Johnny Brennan’s “Imagination, Prophecy, and Morality: The Relevance and Limits of Spinoza’s Theory of Political Myth” appears in Telos 169 (Winter 2014). Read the full version online at the Telos Online website, or purchase a print copy of the issue in our store.

How should we understand myth in the political realm? Some see myth as a dangerous form of regression that allows its utilizers to reorient the consciousness of a population toward dangerous ends. Others see myth as a necessary spark to incite revolutionary progress; myth brings with it the emotional charge needed to unite a population into action. Yet others see myth as a set of training wheels helpful for grasping more difficult and abstract concepts—training wheels which some are never meant to take off.

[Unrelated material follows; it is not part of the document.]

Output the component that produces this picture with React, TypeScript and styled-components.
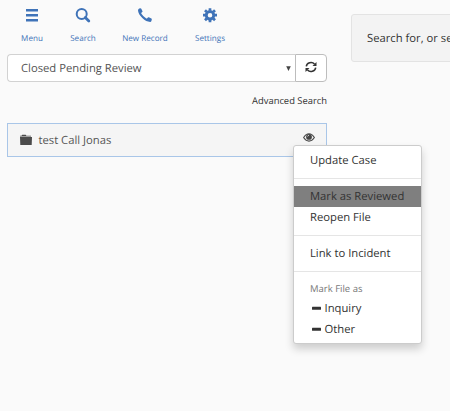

Spinoza stands unique in that he is able to incorporate all of these dimensions of political myth. His motivating question is not what myth is, but rather what are its legitimate uses. Myth can be progress, but used improperly can also lead to regression. Myth relies on the basest form of knowledge in order to be able to communicate to all people, but cannot last if it is blindly accepted. Myth, for Spinoza, is inseparable from our lives and from society; it is a part of our mental construction and in that manner can be used for progress. But myth also has its limits, and should it surpass those limits it can lead to a culture of superstition that will regress to more primitive forms. Spinoza’s is a more successful theory of political myth because it is more accepting of, and true to, the way myth acts in our individual and social lives.